Note each line that includes the word "index". Copy those lines.

** Begin **

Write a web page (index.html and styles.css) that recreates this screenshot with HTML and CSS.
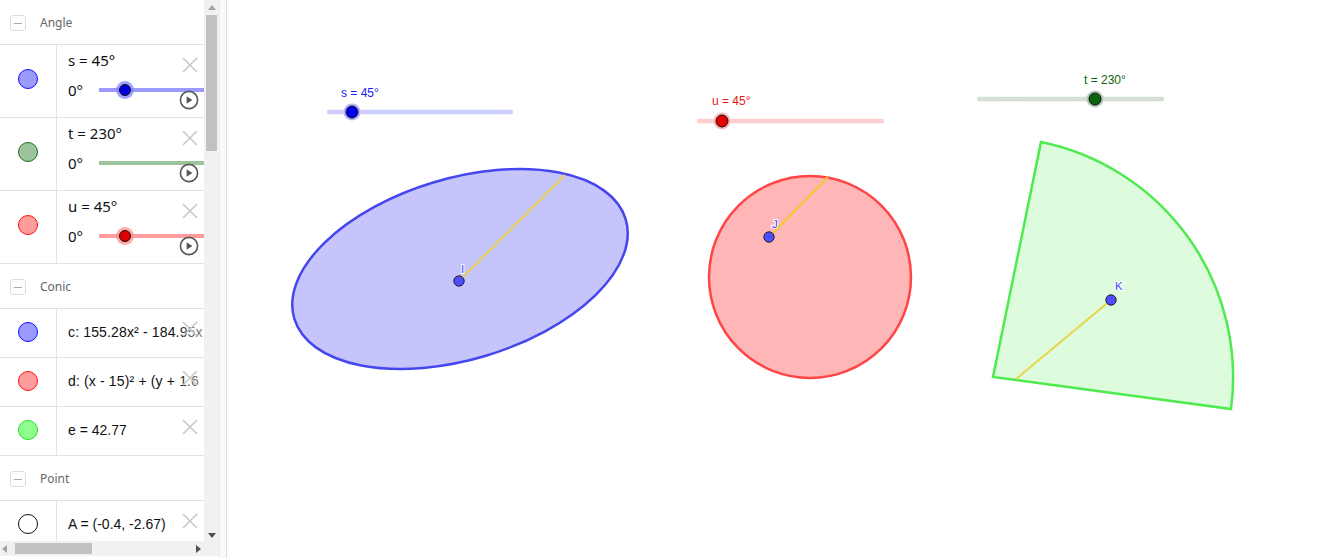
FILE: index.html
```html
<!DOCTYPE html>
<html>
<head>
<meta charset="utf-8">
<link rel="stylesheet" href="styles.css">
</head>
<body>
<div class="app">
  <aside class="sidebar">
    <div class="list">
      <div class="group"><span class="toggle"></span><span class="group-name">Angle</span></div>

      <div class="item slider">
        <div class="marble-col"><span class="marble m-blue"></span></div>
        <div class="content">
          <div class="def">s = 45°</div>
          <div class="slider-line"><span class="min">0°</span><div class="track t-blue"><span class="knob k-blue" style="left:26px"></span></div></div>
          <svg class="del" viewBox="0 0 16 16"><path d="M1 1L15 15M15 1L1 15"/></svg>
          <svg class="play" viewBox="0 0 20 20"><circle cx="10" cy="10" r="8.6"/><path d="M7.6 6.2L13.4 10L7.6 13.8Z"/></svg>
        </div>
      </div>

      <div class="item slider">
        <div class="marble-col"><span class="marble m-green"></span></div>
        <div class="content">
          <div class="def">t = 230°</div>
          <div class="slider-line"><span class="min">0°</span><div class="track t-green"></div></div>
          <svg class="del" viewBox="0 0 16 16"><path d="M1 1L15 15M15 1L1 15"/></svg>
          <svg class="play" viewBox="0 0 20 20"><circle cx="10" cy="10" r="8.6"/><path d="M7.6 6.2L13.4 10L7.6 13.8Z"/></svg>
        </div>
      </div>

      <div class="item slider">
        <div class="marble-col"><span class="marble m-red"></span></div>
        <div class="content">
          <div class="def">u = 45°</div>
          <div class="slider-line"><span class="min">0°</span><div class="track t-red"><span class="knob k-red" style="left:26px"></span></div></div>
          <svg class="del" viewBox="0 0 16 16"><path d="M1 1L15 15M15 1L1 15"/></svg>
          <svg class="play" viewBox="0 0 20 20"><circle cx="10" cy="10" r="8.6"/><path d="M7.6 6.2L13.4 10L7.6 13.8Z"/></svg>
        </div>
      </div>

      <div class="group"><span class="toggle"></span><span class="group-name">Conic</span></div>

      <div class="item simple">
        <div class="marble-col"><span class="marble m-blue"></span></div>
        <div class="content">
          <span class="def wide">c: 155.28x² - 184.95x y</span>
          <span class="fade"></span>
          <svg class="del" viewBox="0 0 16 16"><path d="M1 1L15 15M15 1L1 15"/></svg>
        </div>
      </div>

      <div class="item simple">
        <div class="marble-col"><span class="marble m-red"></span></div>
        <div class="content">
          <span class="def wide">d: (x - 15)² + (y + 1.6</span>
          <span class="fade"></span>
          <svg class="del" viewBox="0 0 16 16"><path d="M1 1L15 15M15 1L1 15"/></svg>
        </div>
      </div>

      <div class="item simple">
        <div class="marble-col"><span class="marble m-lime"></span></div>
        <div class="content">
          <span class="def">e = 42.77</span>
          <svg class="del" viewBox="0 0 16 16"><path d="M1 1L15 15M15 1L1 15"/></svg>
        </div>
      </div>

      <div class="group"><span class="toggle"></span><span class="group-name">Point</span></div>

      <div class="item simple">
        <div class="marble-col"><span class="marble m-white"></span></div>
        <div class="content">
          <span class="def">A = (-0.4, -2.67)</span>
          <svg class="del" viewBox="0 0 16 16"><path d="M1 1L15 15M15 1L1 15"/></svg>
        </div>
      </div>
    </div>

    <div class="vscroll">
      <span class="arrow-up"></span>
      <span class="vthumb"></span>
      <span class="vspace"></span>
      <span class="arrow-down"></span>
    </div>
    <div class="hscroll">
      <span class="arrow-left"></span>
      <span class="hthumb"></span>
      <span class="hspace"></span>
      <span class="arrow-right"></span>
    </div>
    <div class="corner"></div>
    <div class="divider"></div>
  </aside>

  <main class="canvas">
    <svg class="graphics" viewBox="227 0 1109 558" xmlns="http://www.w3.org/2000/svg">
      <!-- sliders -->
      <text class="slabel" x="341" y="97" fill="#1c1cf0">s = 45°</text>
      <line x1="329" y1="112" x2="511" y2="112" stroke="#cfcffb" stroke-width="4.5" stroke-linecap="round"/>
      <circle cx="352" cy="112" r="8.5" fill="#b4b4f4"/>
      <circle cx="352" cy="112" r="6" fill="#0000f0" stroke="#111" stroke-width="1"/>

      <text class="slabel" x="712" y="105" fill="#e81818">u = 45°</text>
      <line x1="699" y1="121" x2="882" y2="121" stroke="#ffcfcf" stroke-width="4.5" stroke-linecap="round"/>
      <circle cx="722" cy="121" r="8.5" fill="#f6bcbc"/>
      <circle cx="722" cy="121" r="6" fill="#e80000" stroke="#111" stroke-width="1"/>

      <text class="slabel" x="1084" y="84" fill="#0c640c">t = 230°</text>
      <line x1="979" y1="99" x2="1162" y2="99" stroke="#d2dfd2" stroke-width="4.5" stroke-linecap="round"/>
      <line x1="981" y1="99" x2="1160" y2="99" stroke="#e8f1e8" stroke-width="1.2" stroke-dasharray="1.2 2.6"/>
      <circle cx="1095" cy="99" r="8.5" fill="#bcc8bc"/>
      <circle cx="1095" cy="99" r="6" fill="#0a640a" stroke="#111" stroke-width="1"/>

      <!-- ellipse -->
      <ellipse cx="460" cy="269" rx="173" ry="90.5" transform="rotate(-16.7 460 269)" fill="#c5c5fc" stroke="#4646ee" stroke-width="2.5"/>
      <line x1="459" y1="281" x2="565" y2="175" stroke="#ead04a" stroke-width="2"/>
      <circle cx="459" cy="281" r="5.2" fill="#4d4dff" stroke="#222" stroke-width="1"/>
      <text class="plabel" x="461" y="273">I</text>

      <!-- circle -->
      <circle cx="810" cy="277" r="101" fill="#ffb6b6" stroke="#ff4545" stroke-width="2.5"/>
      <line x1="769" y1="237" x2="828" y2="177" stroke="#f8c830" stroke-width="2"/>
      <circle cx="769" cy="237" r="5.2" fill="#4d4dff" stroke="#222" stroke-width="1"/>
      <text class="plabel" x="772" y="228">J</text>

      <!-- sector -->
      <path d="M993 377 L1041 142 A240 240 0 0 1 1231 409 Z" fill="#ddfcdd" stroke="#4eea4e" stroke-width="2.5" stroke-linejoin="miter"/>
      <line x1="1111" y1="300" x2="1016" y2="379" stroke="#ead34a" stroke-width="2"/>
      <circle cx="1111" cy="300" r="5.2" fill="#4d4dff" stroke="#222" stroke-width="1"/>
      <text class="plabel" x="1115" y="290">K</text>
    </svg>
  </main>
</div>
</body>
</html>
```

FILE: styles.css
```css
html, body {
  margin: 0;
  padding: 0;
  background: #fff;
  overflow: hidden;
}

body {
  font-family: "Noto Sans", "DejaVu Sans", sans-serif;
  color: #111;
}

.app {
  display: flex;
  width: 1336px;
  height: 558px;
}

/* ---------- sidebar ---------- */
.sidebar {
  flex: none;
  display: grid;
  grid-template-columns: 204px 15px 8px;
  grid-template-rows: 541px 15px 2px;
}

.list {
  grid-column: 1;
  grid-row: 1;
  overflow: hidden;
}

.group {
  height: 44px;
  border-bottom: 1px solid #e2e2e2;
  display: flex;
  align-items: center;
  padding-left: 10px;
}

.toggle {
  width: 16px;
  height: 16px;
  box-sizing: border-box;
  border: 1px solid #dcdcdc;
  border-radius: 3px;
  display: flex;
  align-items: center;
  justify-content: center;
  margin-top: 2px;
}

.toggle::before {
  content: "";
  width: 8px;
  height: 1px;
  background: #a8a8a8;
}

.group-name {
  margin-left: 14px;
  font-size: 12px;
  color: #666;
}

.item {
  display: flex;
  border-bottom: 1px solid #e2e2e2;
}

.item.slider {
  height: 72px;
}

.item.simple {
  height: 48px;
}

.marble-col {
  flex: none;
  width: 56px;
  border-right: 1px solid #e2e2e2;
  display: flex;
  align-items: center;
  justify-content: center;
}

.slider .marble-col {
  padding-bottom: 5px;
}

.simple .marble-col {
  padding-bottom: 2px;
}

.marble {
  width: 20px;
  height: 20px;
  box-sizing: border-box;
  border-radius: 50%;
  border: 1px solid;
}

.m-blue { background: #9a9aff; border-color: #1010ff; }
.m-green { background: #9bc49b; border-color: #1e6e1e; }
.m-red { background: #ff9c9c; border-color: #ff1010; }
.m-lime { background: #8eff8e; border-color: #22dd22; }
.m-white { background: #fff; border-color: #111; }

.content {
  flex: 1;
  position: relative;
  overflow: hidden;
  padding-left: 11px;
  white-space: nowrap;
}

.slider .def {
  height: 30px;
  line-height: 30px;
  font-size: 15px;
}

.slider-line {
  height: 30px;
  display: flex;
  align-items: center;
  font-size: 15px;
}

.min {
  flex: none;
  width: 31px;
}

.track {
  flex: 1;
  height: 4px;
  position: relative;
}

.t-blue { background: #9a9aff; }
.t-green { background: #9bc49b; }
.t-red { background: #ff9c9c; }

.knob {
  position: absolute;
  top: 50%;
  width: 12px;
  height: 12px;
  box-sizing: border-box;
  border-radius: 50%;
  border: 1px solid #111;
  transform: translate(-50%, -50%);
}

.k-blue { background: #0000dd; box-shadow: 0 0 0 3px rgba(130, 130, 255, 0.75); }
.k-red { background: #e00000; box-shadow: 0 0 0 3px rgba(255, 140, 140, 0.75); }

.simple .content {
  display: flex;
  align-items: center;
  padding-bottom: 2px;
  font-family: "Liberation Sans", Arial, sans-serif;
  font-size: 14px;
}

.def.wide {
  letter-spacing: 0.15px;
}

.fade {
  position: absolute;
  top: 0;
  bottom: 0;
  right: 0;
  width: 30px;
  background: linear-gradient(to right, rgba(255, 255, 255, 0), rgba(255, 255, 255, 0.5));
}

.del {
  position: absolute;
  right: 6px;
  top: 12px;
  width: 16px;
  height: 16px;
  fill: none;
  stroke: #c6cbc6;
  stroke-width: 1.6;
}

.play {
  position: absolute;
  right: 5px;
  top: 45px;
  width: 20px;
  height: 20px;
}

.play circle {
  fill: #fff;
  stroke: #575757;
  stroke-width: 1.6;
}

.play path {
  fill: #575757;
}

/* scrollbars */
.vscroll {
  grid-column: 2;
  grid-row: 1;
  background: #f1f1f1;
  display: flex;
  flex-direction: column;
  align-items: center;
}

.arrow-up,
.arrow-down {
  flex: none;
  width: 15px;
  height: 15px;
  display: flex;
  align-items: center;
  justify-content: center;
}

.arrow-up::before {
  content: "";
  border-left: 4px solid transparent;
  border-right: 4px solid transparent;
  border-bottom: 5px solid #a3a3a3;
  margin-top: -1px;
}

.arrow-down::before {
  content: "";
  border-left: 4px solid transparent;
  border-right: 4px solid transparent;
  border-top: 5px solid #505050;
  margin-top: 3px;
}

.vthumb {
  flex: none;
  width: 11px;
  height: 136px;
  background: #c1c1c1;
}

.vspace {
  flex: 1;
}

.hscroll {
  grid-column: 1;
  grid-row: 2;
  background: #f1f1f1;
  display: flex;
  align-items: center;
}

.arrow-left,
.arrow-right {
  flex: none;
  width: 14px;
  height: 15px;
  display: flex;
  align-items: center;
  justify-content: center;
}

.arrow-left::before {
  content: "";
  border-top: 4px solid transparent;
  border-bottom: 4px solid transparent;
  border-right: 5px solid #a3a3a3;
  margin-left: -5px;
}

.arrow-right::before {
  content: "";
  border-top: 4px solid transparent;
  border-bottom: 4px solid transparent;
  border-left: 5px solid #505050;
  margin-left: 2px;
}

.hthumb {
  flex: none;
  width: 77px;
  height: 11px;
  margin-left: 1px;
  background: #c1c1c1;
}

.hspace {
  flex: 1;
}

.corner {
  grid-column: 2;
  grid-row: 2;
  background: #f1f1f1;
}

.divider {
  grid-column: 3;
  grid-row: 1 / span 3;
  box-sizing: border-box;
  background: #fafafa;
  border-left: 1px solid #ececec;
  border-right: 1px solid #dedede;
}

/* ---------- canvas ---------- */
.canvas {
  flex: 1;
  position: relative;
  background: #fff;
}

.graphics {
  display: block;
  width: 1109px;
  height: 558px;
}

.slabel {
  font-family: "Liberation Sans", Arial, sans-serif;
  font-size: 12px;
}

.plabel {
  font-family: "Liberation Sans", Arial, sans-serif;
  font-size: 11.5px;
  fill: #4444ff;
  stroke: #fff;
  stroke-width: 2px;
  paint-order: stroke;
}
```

** End **

Solution for this problem -
Write a web page (index.html and styles.css) that recreates this screenshot with HTML and CSS.
FILE: index.html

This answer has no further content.